ART & DESIGN

Take All Your Donald Trump Frustrations Out Here

Artist Rachel Harrison’s collection of papier mâché Donalds, at Greene Naftali gallery in New York, are getting high approval ratings on Instagram.

by Steph Eckardt

Rachel Harrison Donald Trump

If you’ve ever felt a violent urge toward Donald Trump, your opportunity might soon be in reach, thanks to the artist Rachel Harrison. She’s filled the walls of Chelsea’s Greene Naftali gallery with piñata versions of the politician in an exhibition that, quite unlike Trump’s run for presidency, has shied from media attention.
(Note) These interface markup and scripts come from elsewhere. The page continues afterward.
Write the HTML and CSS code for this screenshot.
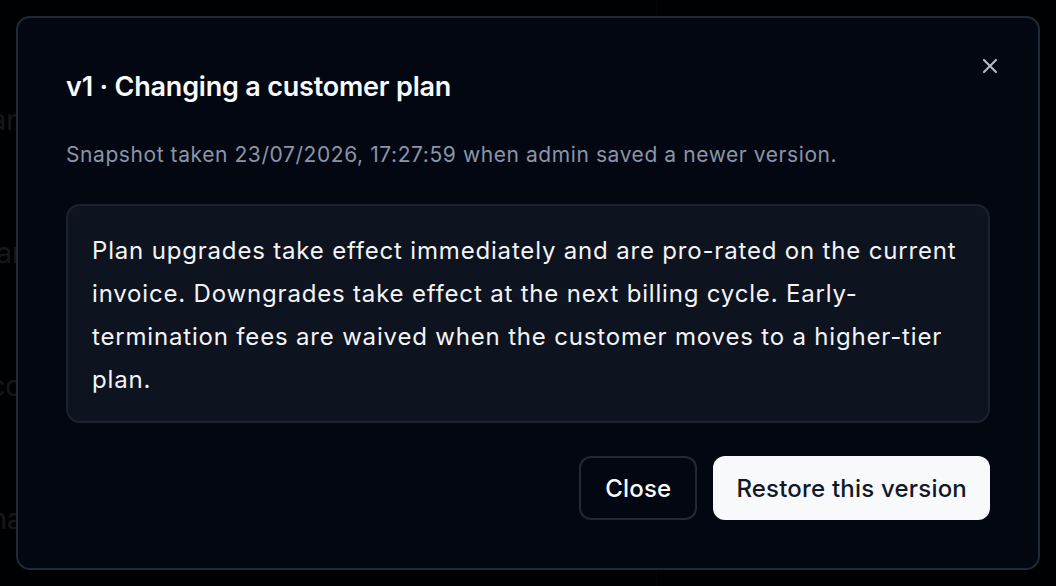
FILE: index.html
```html
<!DOCTYPE html>
<html lang="en">

<head>
    <meta charset="UTF-8">
    <meta name="viewport" content="width=device-width, initial-scale=1.0">
    <title>Version history</title>
    <link rel="stylesheet" href="styles.css">
</head>

<body>
    <div class="page">
        <div class="list">
            <div class="row">Cancellation policy and refunds</div>
            <div class="row">Warranty and returns</div>
            <div class="row">Account transfers</div>
            <div class="row">Changing a customer plan</div>
        </div>
        <div class="side"></div>
    </div>

    <div class="backdrop"></div>

    <div class="modal">
        <button class="modal-x" aria-label="Close">
            <svg width="24" height="24" viewBox="0 0 24 24" fill="none" stroke="currentColor" stroke-width="2.2" stroke-linecap="round">
                <path d="M18 6 6 18" />
                <path d="m6 6 12 12" />
            </svg>
        </button>
        <h2 class="modal-title">v1 · Changing a customer plan</h2>
        <p class="modal-meta">Snapshot taken 23/07/2026, 17:27:59 when admin saved a newer version.</p>
        <div class="snapshot">
            Plan upgrades take effect immediately and are pro-rated on the current invoice. Downgrades take effect at the next billing cycle. Early-termination fees are waived when the customer moves to a higher-tier plan.
        </div>
        <div class="actions">
            <button class="button button-outline">Close</button>
            <button class="button button-primary">Restore this version</button>
        </div>
    </div>
</body>

</html>
```

FILE: styles.css
```css
body {
    margin: 0;
    font-family: Inter, "Noto Sans", sans-serif;
    background-color: #030712;
    color: #f9fafb;
    width: 1056px;
    height: 586px;
    overflow: hidden;
}

.page {
    display: flex;
    height: 586px;
    overflow: hidden;
}

.list {
    width: 656px;
    padding-top: 103px;
    border-right: 1px solid #1f2937;
}

.row {
    height: 133px;
    margin-left: -30px;
    font-size: 28px;
    line-height: 34px;
    color: #9ca3af;
    white-space: nowrap;
}

.side {
    flex: 1;
}

.backdrop {
    position: fixed;
    inset: 0;
    background-color: rgba(0, 0, 0, 0.86);
}

.modal {
    position: fixed;
    left: 16px;
    top: 16px;
    width: 1024px;
    height: 554px;
    box-sizing: border-box;
    padding: 52px 48px 48px;
    background-color: #030712;
    border: 2px solid #1f2937;
    border-radius: 14px;
    display: flex;
    flex-direction: column;
}

.modal-x {
    position: absolute;
    top: 36px;
    right: 36px;
    padding: 0;
    border: none;
    background: none;
    color: #b4b8c0;
    cursor: pointer;
}

.modal-title {
    margin: 0;
    font-size: 27px;
    font-weight: 600;
    line-height: 34px;
    letter-spacing: -0.2px;
}

.modal-meta {
    margin: 36px 0 0;
    font-size: 21px;
    line-height: 30px;
    letter-spacing: 0.58px;
    color: #8b95a7;
}

.snapshot {
    margin-top: 34px;
    padding: 23px 24px 20px;
    background-color: #0e1320;
    border: 2px solid #1b2231;
    border-radius: 14px;
    font-size: 24px;
    line-height: 43px;
    letter-spacing: 0.82px;
    color: #f3f4f6;
}

.actions {
    display: flex;
    justify-content: flex-end;
    gap: 16px;
    margin-top: 33px;
}

.button {
    height: 64px;
    padding: 0 23px;
    border-radius: 12px;
    font-family: inherit;
    font-size: 24px;
    font-weight: 500;
    letter-spacing: 0.2px;
    cursor: pointer;
}

.button-outline {
    padding: 0 24px;
    background-color: #030712;
    color: #f9fafb;
    border: 2px solid #1f2937;
}

.button-primary {
    background-color: #f8f9fb;
    color: #111827;
    border: none;
}
```
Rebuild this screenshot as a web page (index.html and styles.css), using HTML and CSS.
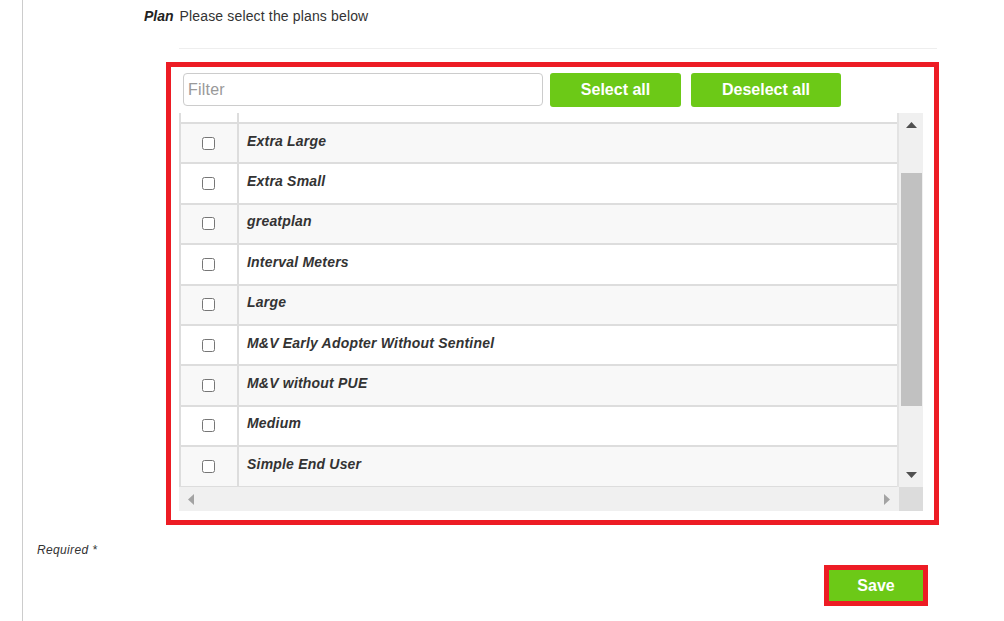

It went up quietly about a month ago, and Harrison has since declined to offer any comments – or even a press release. But if the show’s other sculptures (Trump with a bag over his head, Trump upside down in a trash can, and so on), are any indication, it doesn’t seem as if the artist is exactly nonpartisan. (The show, though, has its complexities: It also features Harrison’s 2-D likenesses of Amy Winehouse and Al Pacino, both damaged after a security guard opened fire before committing suicide in the Ohio exhibition where they were briefly featured last year.)

While creating piñatas of less-than-popular public figures is somewhat of a tradition in Mexico, where Trump piñatas have been selling out for months now, it seems to take a certain type of, well, bashable politician to prompt American artists to turn to papier mâché: The last seems to be the L.A. artist Mungo Thomson’s George W. Bush series a few terms ago, though American Apparel employees’ version of their CEO also deserves an honorable mention in the annals of piñata takedowns. Harrison’s, on the hand, which she sourced mostly from the Piñata District in L.A., are only up for another week.